M21PA – Future Thoughts – Reflection 2

Provocation 2 – Successful Artist Statements

So it’s fair to say the M21PA module has kickstarted some pretty hefty thoughts into the future. It’s made me consider the many pathways that are presently in front of me as an artist and its jolted me into questioning, which routes I want to explore and pursue.

In particular, lots of thoughts have been whizzing through my brain this week in regards to immersive theatre. I’ve attempted to make immersive work in the past and really enjoyed exploring the medium. Ive been thinking about what actually qualifies an immersive piece, as immersive? I realise that many have reservations about the genre, as there are so many cheap imitations and shoddy productions in quirky locations that label themselves as ‘immersive’ when in fact they are maybe just site-specific? I’m also interested in why there has been such a spike in the popularity of immersive work and why people crave something beyond the normal theatrical experience?

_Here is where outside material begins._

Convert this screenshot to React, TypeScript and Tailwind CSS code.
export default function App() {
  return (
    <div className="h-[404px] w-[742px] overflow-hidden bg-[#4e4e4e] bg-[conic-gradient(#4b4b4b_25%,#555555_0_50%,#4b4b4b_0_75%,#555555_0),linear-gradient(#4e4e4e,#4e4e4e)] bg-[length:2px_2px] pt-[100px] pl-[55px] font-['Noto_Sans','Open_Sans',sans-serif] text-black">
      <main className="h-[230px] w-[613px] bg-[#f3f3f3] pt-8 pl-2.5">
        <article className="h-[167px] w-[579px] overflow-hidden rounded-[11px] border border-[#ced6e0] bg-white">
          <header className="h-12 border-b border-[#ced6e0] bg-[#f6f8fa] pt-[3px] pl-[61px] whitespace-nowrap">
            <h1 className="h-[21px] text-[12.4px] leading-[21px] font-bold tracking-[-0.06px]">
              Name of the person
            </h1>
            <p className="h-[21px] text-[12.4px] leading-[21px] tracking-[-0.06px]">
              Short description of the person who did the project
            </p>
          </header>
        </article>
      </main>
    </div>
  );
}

Ive also been thinking alot whether or not making immersive is something that I do? Or if it’s something that I want to do? Linking back to my takings from Percy Emmett’s symposium and the questions he implores artist to ask themselves.

Mindful of these thoughts and aware of this weeks provocation to research and reflect on artists statements, I decided to research into and focus on companies that specialise in creating immersive work.

In doing so I came across a company that I hadn’t heard of before called Theatre Rites.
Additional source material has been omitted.